Trump–Zelenskyy at Mar-a-Lago: ‘Makings of a Deal’ on Ukraine
Trump Zelenskyy peace deal talks at Mar-a-Lago signal progress but expose hard truths on Donbas (Image The White House)
As Donald Trump claims 90% convergence on a 20-point peace plan with Kyiv, territorial fault lines in Donbas and Europe’s security burden loom large.
By TRH Foreign Affairs Desk
New Delhi, December 29, 2025 — The optics were deliberate. The messaging was unmistakable. At Mar-a-Lago, far from the conventional corridors of Washington diplomacy, US President Donald Trump hosted Ukrainian President Volodymyr Zelenskyy. Both sides described the meeting as a substantive. Discussion went on for nearly two-and-a-half-hour on ending the war in Ukraine. Trump’s verdict was emphatic: there are “the makings of a deal.”
Yet beneath the optimism lies a fragile equation. Trump’s assertion that Kyiv and Washington are “90% agreed” on a 20-point peace plan underscores real momentum.
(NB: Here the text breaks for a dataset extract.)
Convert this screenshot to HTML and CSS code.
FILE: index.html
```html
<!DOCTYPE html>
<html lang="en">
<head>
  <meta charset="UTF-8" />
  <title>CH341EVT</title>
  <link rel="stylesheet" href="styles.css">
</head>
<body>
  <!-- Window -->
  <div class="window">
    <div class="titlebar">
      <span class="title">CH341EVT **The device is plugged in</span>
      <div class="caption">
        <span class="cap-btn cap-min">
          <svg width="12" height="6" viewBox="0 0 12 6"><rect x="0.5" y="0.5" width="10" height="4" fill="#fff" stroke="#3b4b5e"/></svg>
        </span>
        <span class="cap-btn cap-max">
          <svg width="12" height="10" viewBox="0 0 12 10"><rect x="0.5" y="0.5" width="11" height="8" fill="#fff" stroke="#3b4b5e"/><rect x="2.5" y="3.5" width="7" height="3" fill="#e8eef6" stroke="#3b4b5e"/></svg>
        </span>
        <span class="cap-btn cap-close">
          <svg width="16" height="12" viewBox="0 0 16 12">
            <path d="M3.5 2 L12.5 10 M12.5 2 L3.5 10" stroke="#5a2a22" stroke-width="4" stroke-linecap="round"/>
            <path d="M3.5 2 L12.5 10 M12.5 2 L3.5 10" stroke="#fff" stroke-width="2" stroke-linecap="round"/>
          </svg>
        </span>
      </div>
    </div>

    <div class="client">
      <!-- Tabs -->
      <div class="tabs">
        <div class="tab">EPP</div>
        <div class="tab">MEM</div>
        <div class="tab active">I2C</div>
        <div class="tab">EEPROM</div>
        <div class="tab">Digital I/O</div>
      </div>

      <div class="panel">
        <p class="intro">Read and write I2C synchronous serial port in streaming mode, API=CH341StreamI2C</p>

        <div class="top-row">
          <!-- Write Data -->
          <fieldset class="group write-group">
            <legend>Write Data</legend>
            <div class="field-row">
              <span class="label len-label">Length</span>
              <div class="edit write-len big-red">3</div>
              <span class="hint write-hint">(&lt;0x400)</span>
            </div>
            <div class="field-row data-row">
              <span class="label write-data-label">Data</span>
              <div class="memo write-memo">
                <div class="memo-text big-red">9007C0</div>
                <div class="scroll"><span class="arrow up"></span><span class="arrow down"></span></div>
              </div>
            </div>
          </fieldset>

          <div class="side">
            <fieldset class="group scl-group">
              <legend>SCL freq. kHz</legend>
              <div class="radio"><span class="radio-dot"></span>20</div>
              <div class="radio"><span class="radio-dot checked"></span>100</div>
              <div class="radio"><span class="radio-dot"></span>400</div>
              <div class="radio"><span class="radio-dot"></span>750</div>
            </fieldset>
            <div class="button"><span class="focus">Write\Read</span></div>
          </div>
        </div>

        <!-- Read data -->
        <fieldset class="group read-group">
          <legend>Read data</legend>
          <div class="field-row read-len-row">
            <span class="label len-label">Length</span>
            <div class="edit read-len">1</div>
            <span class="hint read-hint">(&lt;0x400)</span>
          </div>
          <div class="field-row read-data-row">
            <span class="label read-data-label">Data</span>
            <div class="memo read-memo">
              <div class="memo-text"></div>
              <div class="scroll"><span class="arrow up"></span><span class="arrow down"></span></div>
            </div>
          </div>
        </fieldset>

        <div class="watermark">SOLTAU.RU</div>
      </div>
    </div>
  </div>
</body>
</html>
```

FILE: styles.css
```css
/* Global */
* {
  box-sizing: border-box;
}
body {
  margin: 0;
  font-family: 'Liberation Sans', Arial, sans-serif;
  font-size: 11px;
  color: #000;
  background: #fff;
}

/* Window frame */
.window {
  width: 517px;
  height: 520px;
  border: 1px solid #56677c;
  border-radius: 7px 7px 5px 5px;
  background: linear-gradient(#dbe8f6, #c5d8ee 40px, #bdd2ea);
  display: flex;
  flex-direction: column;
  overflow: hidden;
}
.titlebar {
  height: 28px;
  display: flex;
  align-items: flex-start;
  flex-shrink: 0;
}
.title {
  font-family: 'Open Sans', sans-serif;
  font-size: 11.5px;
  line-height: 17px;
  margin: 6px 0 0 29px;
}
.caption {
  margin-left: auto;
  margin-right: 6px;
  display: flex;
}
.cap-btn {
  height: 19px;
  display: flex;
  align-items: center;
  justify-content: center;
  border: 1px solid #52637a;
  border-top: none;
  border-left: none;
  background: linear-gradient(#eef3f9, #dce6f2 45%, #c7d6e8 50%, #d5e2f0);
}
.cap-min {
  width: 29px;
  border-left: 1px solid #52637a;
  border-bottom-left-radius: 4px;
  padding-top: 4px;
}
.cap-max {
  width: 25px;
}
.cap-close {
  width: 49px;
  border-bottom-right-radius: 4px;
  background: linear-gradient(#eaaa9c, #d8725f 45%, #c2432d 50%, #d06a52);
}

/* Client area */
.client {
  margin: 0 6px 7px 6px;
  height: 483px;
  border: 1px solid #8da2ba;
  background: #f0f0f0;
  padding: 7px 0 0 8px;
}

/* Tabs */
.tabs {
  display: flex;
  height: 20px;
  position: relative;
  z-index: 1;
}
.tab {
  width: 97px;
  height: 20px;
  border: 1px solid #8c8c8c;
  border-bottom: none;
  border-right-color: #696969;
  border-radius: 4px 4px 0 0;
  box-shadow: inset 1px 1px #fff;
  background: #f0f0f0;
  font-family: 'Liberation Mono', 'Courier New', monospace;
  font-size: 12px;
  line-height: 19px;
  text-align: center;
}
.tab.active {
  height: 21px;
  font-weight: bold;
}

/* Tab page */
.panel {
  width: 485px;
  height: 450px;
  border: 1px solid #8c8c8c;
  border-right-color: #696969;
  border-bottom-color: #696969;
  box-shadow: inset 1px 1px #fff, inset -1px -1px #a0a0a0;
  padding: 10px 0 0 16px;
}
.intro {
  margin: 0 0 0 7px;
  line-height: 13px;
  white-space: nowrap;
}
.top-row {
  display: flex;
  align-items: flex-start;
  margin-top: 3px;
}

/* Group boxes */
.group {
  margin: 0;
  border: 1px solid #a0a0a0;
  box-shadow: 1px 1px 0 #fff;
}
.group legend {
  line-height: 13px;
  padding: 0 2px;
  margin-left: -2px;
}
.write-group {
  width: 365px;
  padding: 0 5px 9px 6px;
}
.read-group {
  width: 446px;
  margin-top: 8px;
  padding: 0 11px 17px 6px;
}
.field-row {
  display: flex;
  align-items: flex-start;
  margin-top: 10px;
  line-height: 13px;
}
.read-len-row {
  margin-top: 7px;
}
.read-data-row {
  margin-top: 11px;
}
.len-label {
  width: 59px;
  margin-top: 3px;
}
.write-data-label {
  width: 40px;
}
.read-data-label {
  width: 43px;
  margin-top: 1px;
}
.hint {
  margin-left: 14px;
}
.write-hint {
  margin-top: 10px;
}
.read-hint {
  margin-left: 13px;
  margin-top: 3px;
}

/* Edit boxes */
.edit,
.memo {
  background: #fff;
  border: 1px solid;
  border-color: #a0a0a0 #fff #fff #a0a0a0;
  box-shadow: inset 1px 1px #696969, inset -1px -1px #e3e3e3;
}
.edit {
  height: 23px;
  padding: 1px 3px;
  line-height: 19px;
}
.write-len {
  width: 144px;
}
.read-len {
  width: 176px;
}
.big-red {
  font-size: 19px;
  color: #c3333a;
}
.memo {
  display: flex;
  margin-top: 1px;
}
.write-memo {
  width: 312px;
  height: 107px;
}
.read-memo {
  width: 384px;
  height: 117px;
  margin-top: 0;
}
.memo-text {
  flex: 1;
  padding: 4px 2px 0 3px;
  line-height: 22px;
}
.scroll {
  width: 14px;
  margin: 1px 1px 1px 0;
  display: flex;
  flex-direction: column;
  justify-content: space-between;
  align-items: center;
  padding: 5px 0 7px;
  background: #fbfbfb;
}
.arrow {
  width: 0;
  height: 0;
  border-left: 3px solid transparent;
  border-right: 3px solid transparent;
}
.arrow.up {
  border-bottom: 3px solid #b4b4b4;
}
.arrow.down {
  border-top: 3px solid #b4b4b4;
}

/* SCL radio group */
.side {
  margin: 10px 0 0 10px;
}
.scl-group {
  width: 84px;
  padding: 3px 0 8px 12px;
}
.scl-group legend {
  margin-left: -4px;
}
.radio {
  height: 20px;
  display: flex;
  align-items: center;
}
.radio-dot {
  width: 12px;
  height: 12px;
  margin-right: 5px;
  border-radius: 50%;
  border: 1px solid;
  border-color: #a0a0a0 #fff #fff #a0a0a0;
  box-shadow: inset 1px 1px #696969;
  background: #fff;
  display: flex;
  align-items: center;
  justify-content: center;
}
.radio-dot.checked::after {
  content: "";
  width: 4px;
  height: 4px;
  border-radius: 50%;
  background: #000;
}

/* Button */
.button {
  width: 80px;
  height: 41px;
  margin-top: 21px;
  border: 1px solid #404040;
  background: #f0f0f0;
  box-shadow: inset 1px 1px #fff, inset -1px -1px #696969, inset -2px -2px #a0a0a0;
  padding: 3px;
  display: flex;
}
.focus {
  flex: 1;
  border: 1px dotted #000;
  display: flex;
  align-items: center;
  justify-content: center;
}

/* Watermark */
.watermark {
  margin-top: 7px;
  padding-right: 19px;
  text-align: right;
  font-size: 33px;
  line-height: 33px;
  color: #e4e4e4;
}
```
Zelenskyy’s emphasis on security guarantees suggests Ukraine is no longer negotiating abstract principles but hard commitments—who protects Ukraine, how, and at what cost. Trump’s answer, however, signals a strategic pivot: Europe, he said, will “take over a big part of it.”
That statement alone reshapes the post-war security architecture. For years, European leaders have rhetorically backed Ukraine while leaning heavily on US military and financial muscle.
Trump’s approach appears transactional but consistent—Washington will broker, Europe will shoulder.
The real test, though, lies in geography. Donbas remains, in Trump’s words, a “very tough question.” His blunt acknowledgment that “some of that land has been taken, and some of that land is maybe up for grabs” marks a departure from the absolutist language that has dominated Western discourse. It is also where peace plans historically falter. Territorial compromise may be pragmatic, but it is politically radioactive for Kyiv and morally unsettling for Europe.
Trump’s confidence that Vladimir Putin is serious about peace—“I think they both are”—will be greeted with scepticism in many capitals, especially after fresh Russian strikes on Kyiv. Still, Trump’s argument is brutally simple: too many people are dying, and endless war is not a strategy.
If peace comes “in a few weeks,” as Trump suggests, it will not be because the questions were easy—but because the costs of avoiding them finally outweighed the risks of confronting them.